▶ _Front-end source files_
####

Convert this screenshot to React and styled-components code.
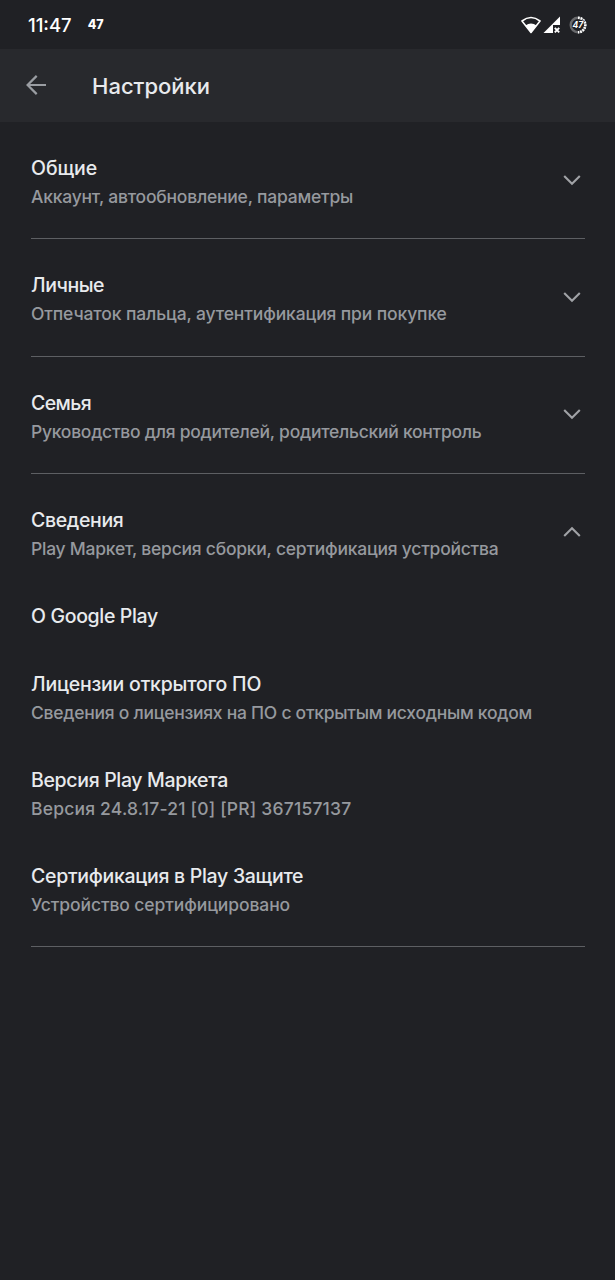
import React from 'react';
import styled, { createGlobalStyle } from 'styled-components';

const GlobalStyle = createGlobalStyle`
  * { box-sizing: border-box; }
  html, body { margin: 0; background: #202125; }
  body { font-family: Inter, "Noto Sans", sans-serif; -webkit-font-smoothing: antialiased; }
`;

const Screen = styled.div`
  width: 100%;
  max-width: 615px;
  min-height: 1280px;
  background: #202125;
  color: #e8eaed;
`;

const StatusBar = styled.div`
  display: flex;
  align-items: center;
  justify-content: space-between;
  height: 49px;
  padding: 0 28px 0 28px;
`;

const StatusGroup = styled.div`
  display: flex;
  align-items: center;
`;

const Clock = styled.span`
  font-size: 18.5px;
  line-height: 24px;
  font-weight: 500;
  letter-spacing: 0;
  color: #fff;
  padding-top: 1px;
`;

const BatteryText = styled.span`
  margin-left: 16px;
  font-size: 12.5px;
  line-height: 24px;
  font-weight: 800;
  color: #fff;
`;

const StatusIcon = styled.svg`
  display: block;
  margin-left: ${(p) => p.$gap || 0}px;
`;

const Toolbar = styled.header`
  display: flex;
  align-items: center;
  height: 73px;
  padding: 0 26px;
  background: #28292d;
`;

const BackButton = styled.button`
  display: flex;
  width: 20px;
  height: 20px;
  padding: 0;
  margin: 0 46px 2px 0;
  border: 0;
  background: none;
`;

const Heading = styled.h1`
  margin: 1px 0 0;
  font-size: 22px;
  line-height: 30px;
  font-weight: 500;
`;

const Content = styled.main`
  padding: 0 30px 0 31px;
`;

const Section = styled.section`
  min-height: 117.4px;
  padding: 32px 0 27px;
  border-bottom: 1px solid #5d5f63;
`;

const SectionHeader = styled.div`
  display: flex;
  align-items: center;
  justify-content: space-between;
  padding-right: 4px;
`;

const Item = styled.div`
  margin-top: ${(p) => p.$gap || 39}px;
`;

const Title = styled.div`
  font-size: 19.5px;
  line-height: 28px;
  font-weight: 500;
  letter-spacing: ${(p) => p.$spacing || 0}px;
  white-space: nowrap;
`;

const Subtitle = styled.div`
  margin-top: 1px;
  font-size: 17.5px;
  line-height: 28px;
  font-weight: 500;
  color: #96999e;
  letter-spacing: ${(p) => p.$spacing || 0}px;
  white-space: nowrap;
`;

const Chevron = styled.svg`
  display: block;
  flex: none;
  margin-bottom: 6px;
  transform: ${(p) => (p.$open ? 'rotate(180deg)' : 'none')};
`;

const sections = [
  { title: 'Общие', sub: 'Аккаунт, автообновление, параметры', ts: -0.06, ss: -0.22 },
  { title: 'Личные', sub: 'Отпечаток пальца, аутентификация при покупке', ts: -0.45, ss: -0.125 },
  { title: 'Семья', sub: 'Руководство для родителей, родительский контроль', ts: -0.6, ss: -0.26 },
  {
    title: 'Сведения',
    sub: 'Play Маркет, версия сборки, сертификация устройства',
    ts: -0.35,
    ss: -0.24,
    items: [
      { title: 'О Google Play', ts: -0.34, gap: 38.5 },
      { title: 'Лицензии открытого ПО', sub: 'Сведения о лицензиях на ПО с открытым исходным кодом', ts: -0.21, ss: -0.265, gap: 40 },
      { title: 'Версия Play Маркета', sub: 'Версия 24.8.17-21 [0] [PR] 367157137', ts: -0.33, ss: 0.2 },
      { title: 'Сертификация в Play Защите', sub: 'Устройство сертифицировано', ts: -0.29, ss: -0.1 },
    ],
  },
];

function Labels({ entry }) {
  return (
    <div>
      <Title $spacing={entry.ts}>{entry.title}</Title>
      {entry.sub && <Subtitle $spacing={entry.ss}>{entry.sub}</Subtitle>}
    </div>
  );
}

export default function App() {
  return (
    <Screen>
      <GlobalStyle />
      <StatusBar>
        <StatusGroup>
          <Clock>11:47</Clock>
          <BatteryText>47</BatteryText>
        </StatusGroup>
        <StatusGroup>
          <StatusIcon width="20" height="18" viewBox="0 0 20 18">
            <path d="M1 5 Q10 -2 19 5 L10 16.5 Z" fill="none" stroke="#fff" strokeWidth="1.6" strokeLinejoin="round" />
            <path d="M4.4 9.4 Q10 5.6 15.6 9.4 L10 16.5 Z" fill="#fff" />
          </StatusIcon>
          <StatusIcon $gap={2} width="18" height="18" viewBox="0 0 18 18">
            <path d="M17 0.5 V9 H10 V17 H0.5 Z" fill="#fff" />
            <path d="M11.8 11.8 L16.2 16.4 M16.2 11.8 L11.8 16.4" stroke="#fff" strokeWidth="1.9" />
          </StatusIcon>
          <StatusIcon $gap={8} width="18" height="18" viewBox="0 0 18 18">
            <circle cx="9" cy="9" r="7.3" fill="none" stroke="#68696c" strokeWidth="2.4" />
            <path d="M9 1.7 A7.3 7.3 0 0 1 9 16.3" fill="none" stroke="#fff" strokeWidth="2.6" strokeDasharray="1.7 1" />
            <text x="8.8" y="12" textAnchor="middle" fontSize="8.5" fontWeight="700" fontStyle="italic" fill="#fff" stroke="#202125" strokeWidth="1.2" paintOrder="stroke">47</text>
          </StatusIcon>
        </StatusGroup>
      </StatusBar>
      <Toolbar>
        <BackButton aria-label="Назад">
          <svg width="20" height="20" viewBox="0 0 20 20" fill="none" stroke="#9a9da2" strokeWidth="2.2">
            <path d="M20 10 H1.7 M10.7 0.9 L1.6 10 L10.7 19.1" />
          </svg>
        </BackButton>
        <Heading>Настройки</Heading>
      </Toolbar>
      <Content>
        {sections.map((s) => (
          <Section key={s.title}>
            <SectionHeader>
              <Labels entry={s} />
              <Chevron $open={!!s.items} width="18" height="12" viewBox="0 0 18 12">
                <path d="M1.2 2 L9 9.8 L16.8 2" fill="none" stroke="#a0a2a6" strokeWidth="2.1" />
              </Chevron>
            </SectionHeader>
            {s.items?.map((item) => (
              <Item key={item.title} $gap={item.gap}>
                <Labels entry={item} />
              </Item>
            ))}
          </Section>
        ))}
      </Content>
    </Screen>
  );
}
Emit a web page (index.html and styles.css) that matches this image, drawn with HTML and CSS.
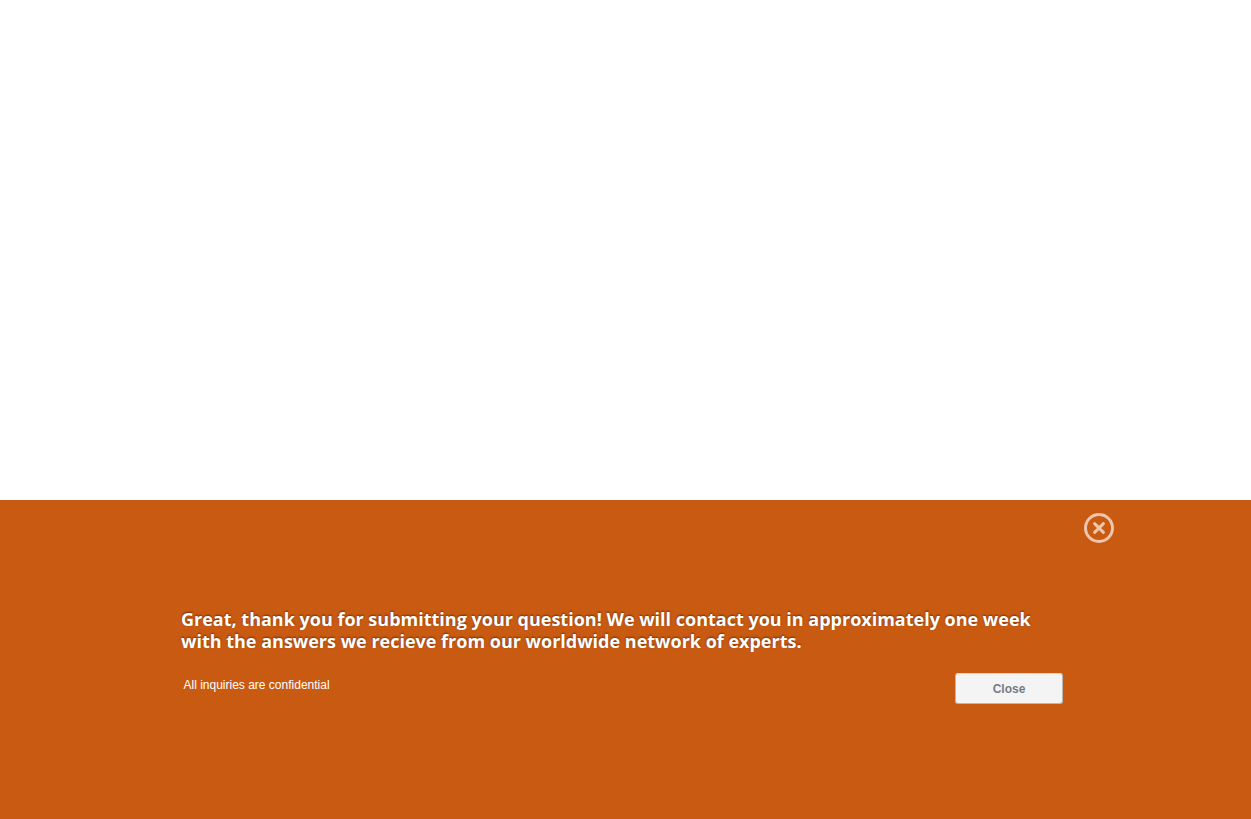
FILE: index.html
```html
<!DOCTYPE html>
<html lang="en">
<head>
<meta charset="utf-8">
<title>Question submitted</title>
<link rel="stylesheet" href="styles.css">
</head>
<body>
<section class="panel">
  <div class="panel-top">
    <svg class="dismiss" viewBox="0 0 30 30" role="img" aria-label="Close"><circle cx="15" cy="15" r="13.5"/><path d="M10.6 10.6l8.8 8.8M19.4 10.6l-8.8 8.8"/></svg>
  </div>
  <div class="content">
    <h1 class="message">Great, thank you for submitting your question! We will contact you in approximately one week<br>with the answers we recieve from our worldwide network of experts.</h1>
    <div class="footer">
      <p class="note">All inquiries are confidential</p>
      <button class="close" type="button">Close</button>
    </div>
  </div>
</section>
</body>
</html>
```
FILE: styles.css
```css
body { margin: 0; background: #fff; }
.panel { box-sizing: border-box; height: 319px; margin-top: 500px; padding-top: 13px; background: #c95a12; }
.panel-top { display: flex; justify-content: flex-end; padding-right: 137px; height: 30px; }
.dismiss { width: 30px; height: 30px; fill: none; stroke: #efc5ae; stroke-width: 3; }
.dismiss path { stroke-width: 3; stroke-linecap: round; }
.content { width: 882px; margin: 65px 0 0 181px; }
.message { margin: 0; font: 700 18px/22px "Open Sans", sans-serif; color: #fff; white-space: nowrap; text-shadow: 0 -1px 2px rgba(0,0,0,.45); }
.footer { display: flex; justify-content: space-between; align-items: flex-start; margin-top: 21px; }
.note { margin: 5px 0 0 2.5px; font: 12px/14px "Liberation Sans", Arial, sans-serif; color: #fff; }
.close { width: 108px; height: 31px; padding: 0; border: 1px solid #b9b6b8; border-top-color: #ddd3ce; border-radius: 3px; background: #f4f4f4; color: #757c88; font: 700 12px/14px "Liberation Sans", Arial, sans-serif; }
```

####

▶ _Direction_
Which lines contain "components"? Show each of them.

▶ _Exercise result_
Convert this screenshot to React and styled-components code.
import styled, { createGlobalStyle } from 'styled-components';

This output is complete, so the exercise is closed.